EX: This was your first time directing, right? What was the hardest part of that?
OKIURA: I think the hardest part was just trying to keep track of everything. There is a lot of work to be done and so many people worked on the film.
EX: Did you use a lot of computers to animate JINROH?
OKIURA: Not really, not very much. We used it for doing some of the camera work, but we really didn't use it very much at all.
EX: What would you like to work on next?
OKIURA: Well, since JINROH hasn't been released in Japan yet, it still feels like I'm working on it. So I really can't think about future projects right now.
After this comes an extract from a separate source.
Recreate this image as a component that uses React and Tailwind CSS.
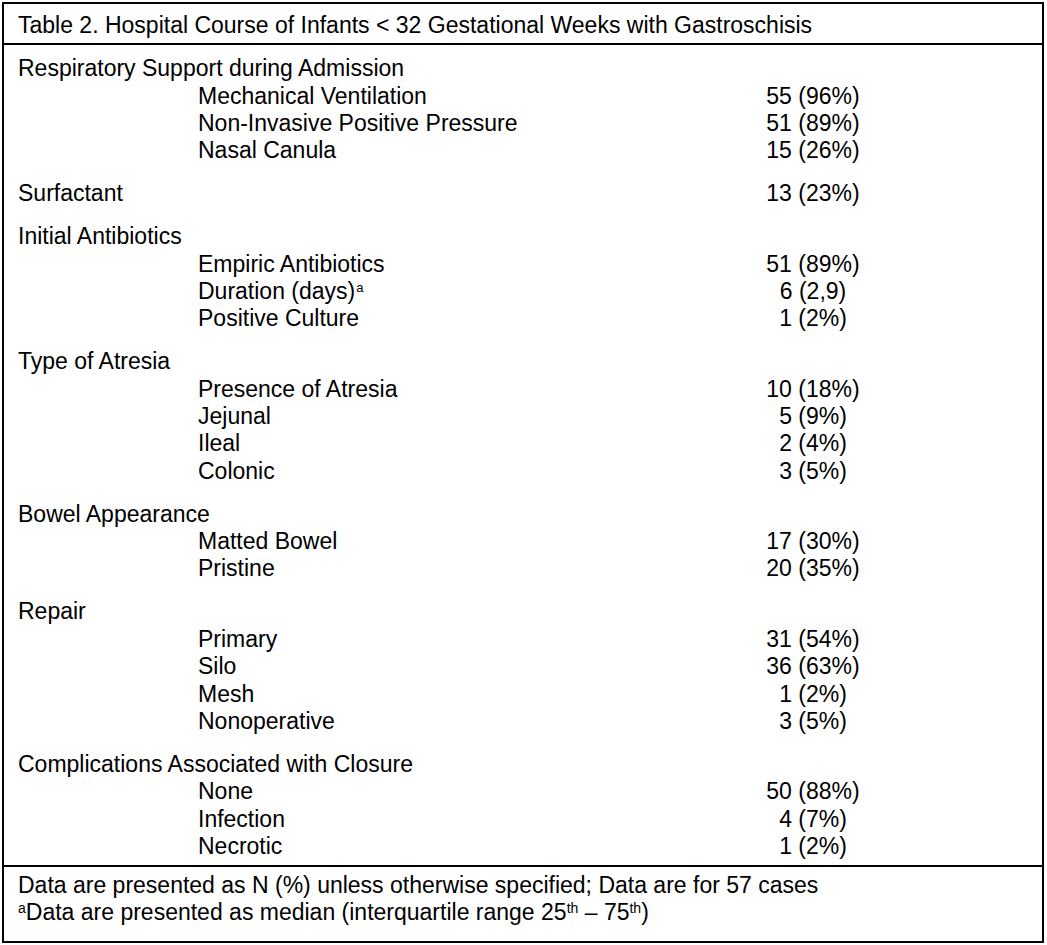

Taken from Production I.G. Interviewing (Part 1) MAMORU OSHII and Interviewing (Part 2) MAMORU OSHII
Interview with scriptwriter MAMORU OSHII
KAMIYAMA: I'm honored to be selected as your interviewer. As you may know, I was once a part of JINROH team. Today, I am happy to meet with you once again. This interview is for the IG website so I'd like you to tell us something new. Let me start from the pre-production of JINROH. When exactly did you plan the project?
OSHII: Uh... I did GHOST (G in the S) about a year and half ago, so that'll make it 3 years ago.
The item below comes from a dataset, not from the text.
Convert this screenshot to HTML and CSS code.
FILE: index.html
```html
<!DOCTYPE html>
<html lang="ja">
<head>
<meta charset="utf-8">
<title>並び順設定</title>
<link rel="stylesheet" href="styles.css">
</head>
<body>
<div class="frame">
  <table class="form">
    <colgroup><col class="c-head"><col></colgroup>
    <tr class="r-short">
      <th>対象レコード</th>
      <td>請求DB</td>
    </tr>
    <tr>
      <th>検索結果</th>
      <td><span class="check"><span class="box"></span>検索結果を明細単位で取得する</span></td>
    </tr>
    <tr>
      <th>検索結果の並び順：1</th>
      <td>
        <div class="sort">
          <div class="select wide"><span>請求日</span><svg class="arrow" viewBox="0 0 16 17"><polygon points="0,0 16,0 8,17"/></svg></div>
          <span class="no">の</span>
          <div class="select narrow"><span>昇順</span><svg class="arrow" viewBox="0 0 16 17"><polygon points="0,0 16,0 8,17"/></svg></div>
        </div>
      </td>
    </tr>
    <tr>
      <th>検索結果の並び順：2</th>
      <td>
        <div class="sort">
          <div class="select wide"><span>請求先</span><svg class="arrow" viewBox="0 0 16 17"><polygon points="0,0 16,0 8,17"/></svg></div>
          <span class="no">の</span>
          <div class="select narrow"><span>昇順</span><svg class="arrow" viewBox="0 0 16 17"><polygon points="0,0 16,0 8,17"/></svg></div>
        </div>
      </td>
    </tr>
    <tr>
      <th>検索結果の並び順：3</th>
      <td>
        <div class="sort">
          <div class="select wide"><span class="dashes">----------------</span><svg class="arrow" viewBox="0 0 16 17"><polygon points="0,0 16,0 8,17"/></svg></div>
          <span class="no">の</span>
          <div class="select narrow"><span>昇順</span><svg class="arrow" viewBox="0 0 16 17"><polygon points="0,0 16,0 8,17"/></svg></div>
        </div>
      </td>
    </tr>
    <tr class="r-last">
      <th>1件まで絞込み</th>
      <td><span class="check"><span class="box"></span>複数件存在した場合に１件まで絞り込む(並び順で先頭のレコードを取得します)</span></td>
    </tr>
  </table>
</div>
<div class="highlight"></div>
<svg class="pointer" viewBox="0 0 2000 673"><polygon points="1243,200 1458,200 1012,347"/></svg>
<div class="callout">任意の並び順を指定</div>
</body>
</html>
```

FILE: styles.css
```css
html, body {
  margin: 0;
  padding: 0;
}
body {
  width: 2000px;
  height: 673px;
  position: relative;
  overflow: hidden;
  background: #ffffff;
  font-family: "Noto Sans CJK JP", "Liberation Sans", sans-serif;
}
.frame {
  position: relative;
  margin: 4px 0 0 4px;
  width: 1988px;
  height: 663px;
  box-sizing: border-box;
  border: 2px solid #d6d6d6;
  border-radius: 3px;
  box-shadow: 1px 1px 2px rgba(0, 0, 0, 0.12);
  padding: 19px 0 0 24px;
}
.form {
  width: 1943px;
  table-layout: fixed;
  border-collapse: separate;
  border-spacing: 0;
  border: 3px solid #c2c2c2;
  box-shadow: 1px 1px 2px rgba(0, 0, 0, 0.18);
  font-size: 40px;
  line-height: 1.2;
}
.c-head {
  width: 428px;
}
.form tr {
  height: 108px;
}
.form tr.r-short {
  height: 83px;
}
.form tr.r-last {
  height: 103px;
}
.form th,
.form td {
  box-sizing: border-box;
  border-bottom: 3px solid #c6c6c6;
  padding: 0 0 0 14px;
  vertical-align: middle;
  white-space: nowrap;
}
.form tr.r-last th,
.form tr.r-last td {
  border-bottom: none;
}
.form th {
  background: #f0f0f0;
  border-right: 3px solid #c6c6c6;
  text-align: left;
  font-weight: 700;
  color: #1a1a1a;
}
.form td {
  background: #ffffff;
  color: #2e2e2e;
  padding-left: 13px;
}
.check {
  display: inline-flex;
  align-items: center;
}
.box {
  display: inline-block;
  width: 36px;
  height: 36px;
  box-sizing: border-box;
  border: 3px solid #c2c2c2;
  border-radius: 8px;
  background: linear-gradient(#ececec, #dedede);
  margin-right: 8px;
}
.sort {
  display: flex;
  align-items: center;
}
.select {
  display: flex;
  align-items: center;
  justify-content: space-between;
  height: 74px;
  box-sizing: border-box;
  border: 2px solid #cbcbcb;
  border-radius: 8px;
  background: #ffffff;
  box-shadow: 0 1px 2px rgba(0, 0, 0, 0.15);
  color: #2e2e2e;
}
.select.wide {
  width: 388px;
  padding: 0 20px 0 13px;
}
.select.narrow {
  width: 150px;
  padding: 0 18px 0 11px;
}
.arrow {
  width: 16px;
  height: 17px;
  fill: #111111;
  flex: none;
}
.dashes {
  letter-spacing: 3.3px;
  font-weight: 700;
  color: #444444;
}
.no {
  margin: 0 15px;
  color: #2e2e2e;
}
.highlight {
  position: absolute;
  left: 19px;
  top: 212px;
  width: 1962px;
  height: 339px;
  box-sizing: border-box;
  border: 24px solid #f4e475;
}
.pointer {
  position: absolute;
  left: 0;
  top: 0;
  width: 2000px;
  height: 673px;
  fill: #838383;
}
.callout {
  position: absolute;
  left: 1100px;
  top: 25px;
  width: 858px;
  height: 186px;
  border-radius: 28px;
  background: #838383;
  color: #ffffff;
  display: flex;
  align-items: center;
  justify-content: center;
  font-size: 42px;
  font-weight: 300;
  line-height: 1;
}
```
KAMIYAMA: 3 years ago... and what?
OSHII: I planned the project then.
KAMIYAMA: You mean the feature "JINROH"?
OSHII: Yeah, well, not really. It wasn't going to be a feature at that time. They wanted to make a OVA based on a story called "Kenrou Densetsu." It was right after I did "PAT 2". I was wondering what to do next. Then I thought this would do so I brought it over to Bandai.
KAMIYAMA: You mean the comic book?
OSHII: Right. There were 6 episodes and they've always wanted to make it into an anime, so why not do an anime of 6 episodes? At that time, IG also wanted to do a series with me, so it was coincidental. I brought over the plan to Bandai myself. But when I showed up, they showed me "GHOST."
KAMIYAMA: As to tell you why not do GHOST first?
OSHII: Right. "Kenrou Densetsu" was still at pre-production. They wanted me to be the director for all 6 episodes, then I thought of the perfect man for the position. Okiura should do one entire 3rd episode called "Stray Dog" or something. I asked him and he said that he'd love to do it. I don't remember about the other 5 episodes, but Okiura was supposed to do the 3rd. In the meantime, I was told to do "GHOST."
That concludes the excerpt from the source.